You don't actually hold Bitcoin.

What you hold is an IOU. A database entry on the exchange's servers that says "this account is entitled to X amount of Bitcoin." The actual Bitcoin — the private keys that control it on the blockchain — is held by the exchange. They pool your Bitcoin with everyone else's Bitcoin in their custody wallets: hot wallets (connected to the internet for liquidity) and cold wallets (offline for storage).

This is the same model as a bank. Your money in a bank account isn't cash sitting in a box with your name on it. It's a number in a database, and the bank uses your deposits however it sees fit, subject to regulations.

But here's the critical difference: bank deposits are insured. In the US, FDIC insures up to $250,000 per depositor. If your bank collapses, the government guarantees your money back.

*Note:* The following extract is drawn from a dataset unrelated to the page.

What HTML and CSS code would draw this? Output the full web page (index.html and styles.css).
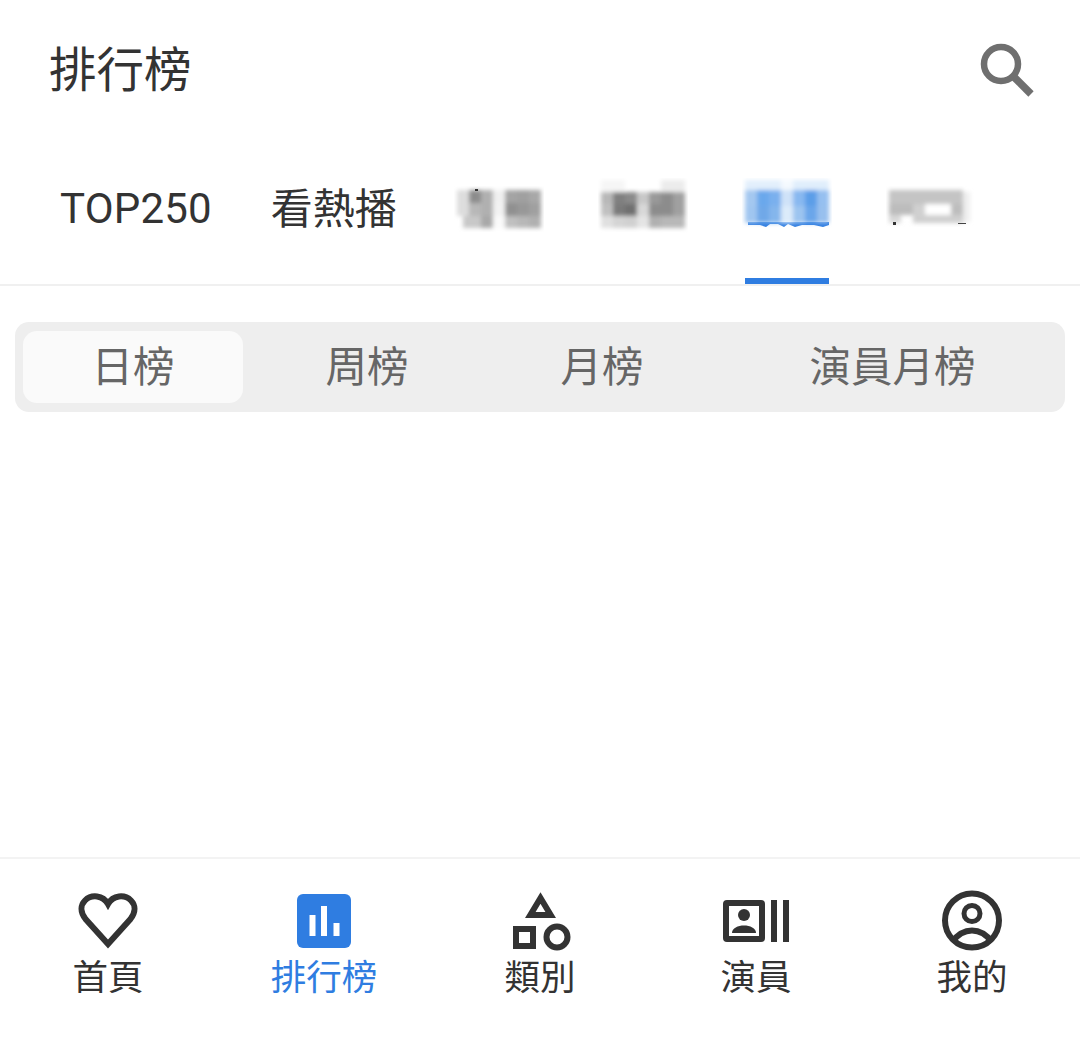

Cryptocurrency on an exchange? Generally not insured. Some exchanges offer limited insurance on hot wallet holdings, but the coverage is typically a fraction of total deposits. If the exchange gets hacked, goes bankrupt, freezes withdrawals, or is seized by regulators, your recovery options range from "wait months or years for a bankruptcy proceeding" to "lose everything."

FTX proved this in spectacular fashion. When FTX collapsed in November 2022, $8.9 billion in customer funds evaporated. Users who had Bitcoin, Ethereum, and other assets on FTX woke up one morning to find their accounts frozen. As of early 2026, the bankruptcy proceedings are still unwinding. Some users got partial recovery. Many lost everything.

The Three Ways Exchanges Lose Your Money

1. External Hacking

This is the most obvious threat and the one that gets the most media attention. External attackers breach the exchange's security infrastructure and steal cryptocurrency from the exchange's wallets.

The attack vectors are well-documented: exploiting vulnerabilities in hot wallet systems, compromising private keys through social engineering, phishing exchange employees, infiltrating the supply chain of software the exchange depends on, and sometimes even bribing insiders.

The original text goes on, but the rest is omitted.